[START OF Source data]
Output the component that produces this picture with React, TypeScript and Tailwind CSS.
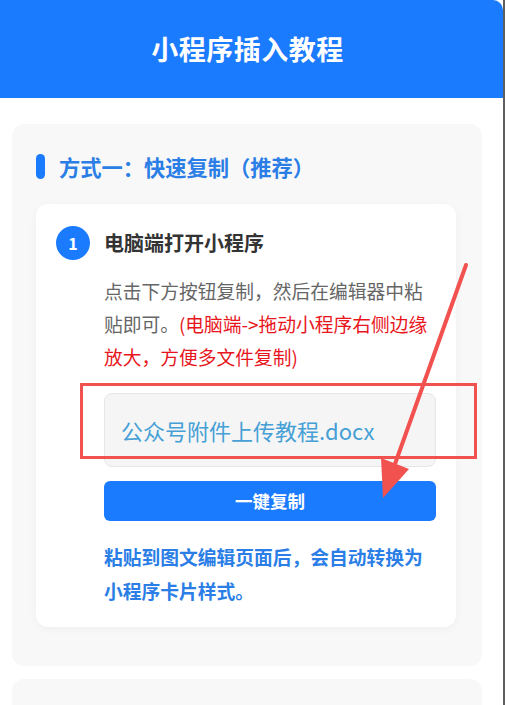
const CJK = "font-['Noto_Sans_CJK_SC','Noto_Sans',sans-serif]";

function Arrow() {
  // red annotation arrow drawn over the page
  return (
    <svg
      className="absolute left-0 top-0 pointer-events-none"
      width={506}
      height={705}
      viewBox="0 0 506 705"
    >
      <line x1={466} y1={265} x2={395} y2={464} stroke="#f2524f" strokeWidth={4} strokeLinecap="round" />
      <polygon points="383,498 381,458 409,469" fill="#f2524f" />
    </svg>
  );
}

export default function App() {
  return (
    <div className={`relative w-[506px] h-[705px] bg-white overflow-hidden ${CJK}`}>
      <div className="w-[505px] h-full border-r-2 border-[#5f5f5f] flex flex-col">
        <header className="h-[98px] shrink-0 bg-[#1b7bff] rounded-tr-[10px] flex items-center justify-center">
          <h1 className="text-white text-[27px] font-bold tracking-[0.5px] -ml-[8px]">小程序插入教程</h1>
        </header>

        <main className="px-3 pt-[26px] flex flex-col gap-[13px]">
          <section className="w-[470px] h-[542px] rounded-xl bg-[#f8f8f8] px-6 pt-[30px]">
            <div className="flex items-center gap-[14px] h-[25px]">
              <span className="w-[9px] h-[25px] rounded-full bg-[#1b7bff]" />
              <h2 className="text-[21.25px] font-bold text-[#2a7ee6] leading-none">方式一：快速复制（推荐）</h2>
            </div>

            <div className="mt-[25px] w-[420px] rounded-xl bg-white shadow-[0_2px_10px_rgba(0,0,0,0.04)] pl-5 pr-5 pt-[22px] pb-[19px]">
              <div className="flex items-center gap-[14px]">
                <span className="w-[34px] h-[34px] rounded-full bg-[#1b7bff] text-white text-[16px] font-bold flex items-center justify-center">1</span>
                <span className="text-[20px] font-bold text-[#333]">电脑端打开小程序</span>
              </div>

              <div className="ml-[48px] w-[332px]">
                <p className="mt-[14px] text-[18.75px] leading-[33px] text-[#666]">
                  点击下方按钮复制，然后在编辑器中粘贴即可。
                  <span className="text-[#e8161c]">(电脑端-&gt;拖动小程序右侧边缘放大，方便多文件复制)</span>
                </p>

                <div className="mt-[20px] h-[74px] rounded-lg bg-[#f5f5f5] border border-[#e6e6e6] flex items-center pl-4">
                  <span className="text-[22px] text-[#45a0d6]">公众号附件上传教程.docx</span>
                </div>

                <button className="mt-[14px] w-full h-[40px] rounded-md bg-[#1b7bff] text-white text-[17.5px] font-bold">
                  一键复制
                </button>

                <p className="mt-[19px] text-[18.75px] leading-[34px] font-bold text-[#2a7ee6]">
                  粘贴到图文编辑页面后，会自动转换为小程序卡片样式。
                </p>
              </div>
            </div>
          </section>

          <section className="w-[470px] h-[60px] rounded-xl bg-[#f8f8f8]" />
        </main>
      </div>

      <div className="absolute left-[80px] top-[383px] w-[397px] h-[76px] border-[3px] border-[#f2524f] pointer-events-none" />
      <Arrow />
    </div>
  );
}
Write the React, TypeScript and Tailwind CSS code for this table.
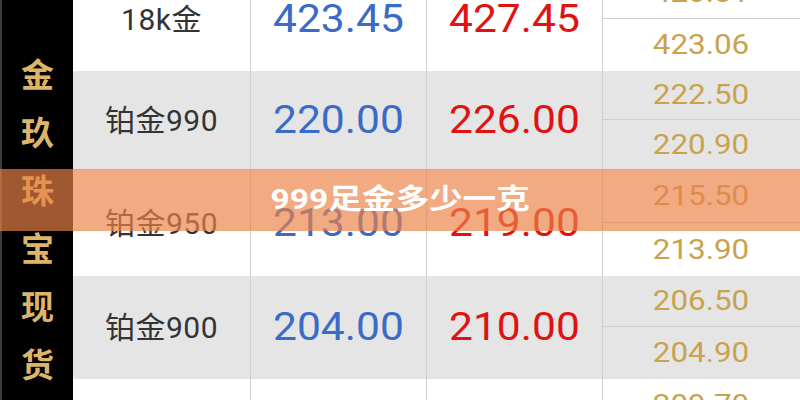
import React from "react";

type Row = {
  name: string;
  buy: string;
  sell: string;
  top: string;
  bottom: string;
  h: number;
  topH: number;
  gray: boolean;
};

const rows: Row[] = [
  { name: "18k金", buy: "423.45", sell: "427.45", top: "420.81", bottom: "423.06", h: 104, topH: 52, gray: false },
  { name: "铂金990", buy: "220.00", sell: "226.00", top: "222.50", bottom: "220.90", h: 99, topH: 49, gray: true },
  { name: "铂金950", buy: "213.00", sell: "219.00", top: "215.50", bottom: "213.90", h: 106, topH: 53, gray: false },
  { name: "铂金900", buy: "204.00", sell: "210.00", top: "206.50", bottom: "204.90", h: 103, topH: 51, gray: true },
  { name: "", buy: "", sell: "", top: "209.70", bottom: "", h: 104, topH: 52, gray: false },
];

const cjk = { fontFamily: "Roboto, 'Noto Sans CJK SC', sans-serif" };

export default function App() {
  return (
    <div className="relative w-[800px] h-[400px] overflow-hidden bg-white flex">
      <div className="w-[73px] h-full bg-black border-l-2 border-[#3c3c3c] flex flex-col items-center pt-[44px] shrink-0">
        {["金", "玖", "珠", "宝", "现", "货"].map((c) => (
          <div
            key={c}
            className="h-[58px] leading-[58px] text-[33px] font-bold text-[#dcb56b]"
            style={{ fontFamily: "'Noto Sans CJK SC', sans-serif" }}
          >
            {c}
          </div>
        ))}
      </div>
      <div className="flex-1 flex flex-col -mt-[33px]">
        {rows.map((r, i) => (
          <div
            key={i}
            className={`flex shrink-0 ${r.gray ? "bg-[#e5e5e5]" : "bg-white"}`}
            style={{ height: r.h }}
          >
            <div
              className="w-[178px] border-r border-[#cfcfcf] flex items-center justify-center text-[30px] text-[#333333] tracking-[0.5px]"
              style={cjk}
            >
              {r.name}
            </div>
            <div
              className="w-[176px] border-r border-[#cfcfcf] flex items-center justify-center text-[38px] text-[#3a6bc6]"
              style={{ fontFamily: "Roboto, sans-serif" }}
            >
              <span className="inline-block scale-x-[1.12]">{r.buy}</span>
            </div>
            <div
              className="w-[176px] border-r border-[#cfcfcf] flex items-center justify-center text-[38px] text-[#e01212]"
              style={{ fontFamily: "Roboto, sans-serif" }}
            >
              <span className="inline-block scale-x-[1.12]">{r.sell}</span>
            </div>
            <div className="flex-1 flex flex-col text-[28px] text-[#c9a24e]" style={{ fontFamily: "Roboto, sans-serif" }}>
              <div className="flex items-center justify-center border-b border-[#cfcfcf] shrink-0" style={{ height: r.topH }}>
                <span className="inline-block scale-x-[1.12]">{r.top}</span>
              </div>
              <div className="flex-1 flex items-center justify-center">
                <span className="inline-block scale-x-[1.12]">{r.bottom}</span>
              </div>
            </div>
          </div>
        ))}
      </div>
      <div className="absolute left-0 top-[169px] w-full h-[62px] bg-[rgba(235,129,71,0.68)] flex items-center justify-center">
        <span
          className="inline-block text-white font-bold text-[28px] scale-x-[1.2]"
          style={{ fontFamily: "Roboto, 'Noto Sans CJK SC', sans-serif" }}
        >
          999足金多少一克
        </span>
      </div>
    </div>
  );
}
[END OF Source data]
[START OF Source data]
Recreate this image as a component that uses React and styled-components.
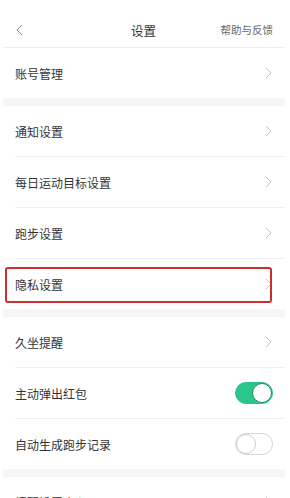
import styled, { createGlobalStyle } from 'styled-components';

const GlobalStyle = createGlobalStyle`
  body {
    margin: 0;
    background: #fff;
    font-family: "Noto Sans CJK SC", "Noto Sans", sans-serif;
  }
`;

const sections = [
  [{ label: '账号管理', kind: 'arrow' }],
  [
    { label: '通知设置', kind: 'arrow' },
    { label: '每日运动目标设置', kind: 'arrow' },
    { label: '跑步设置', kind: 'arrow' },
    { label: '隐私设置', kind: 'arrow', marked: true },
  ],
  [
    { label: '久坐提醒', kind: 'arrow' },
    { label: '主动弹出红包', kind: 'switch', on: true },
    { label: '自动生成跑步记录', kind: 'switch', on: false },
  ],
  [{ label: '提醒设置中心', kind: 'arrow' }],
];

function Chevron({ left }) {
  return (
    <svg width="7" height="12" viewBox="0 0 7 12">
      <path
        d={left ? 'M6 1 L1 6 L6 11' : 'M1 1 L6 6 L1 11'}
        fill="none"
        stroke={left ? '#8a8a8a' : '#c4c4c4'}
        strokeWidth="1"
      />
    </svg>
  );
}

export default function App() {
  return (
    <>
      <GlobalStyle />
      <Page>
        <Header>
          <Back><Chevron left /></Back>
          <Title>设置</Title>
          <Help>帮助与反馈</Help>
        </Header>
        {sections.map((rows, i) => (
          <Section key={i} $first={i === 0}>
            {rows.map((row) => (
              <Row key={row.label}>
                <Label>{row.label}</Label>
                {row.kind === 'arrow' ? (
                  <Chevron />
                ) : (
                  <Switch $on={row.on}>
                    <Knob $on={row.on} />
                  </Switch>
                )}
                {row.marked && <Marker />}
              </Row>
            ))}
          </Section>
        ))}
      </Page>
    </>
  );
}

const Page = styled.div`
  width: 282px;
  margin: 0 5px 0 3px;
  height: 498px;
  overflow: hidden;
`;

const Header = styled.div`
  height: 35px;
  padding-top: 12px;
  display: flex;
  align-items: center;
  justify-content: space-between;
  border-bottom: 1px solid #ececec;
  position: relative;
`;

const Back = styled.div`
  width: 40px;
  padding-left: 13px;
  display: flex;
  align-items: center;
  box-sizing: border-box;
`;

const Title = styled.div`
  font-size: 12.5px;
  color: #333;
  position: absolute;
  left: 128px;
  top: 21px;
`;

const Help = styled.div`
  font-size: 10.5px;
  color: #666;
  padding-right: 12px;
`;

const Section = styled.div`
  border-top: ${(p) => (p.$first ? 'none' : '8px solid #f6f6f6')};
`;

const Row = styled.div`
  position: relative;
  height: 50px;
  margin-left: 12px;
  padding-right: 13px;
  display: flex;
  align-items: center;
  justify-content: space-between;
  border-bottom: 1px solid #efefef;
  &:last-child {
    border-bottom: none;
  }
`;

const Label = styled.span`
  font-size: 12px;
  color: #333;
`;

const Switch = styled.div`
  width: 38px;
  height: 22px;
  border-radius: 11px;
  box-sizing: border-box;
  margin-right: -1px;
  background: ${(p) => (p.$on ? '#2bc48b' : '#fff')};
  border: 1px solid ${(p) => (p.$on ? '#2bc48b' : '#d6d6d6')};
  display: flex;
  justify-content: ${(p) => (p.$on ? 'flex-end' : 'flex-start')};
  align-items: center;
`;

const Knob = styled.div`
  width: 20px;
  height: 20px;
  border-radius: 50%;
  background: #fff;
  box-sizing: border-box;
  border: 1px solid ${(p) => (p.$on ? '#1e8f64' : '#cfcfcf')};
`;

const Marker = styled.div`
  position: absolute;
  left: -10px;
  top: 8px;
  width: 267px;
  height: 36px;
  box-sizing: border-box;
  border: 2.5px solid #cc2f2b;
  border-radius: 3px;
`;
[END OF Source data]
[The task]: Within the data above, pick out all lines holding the word "Tailwind".

[Completed task]:
Output the component that produces this picture with React, TypeScript and Tailwind CSS.
Write the React, TypeScript and Tailwind CSS code for this table.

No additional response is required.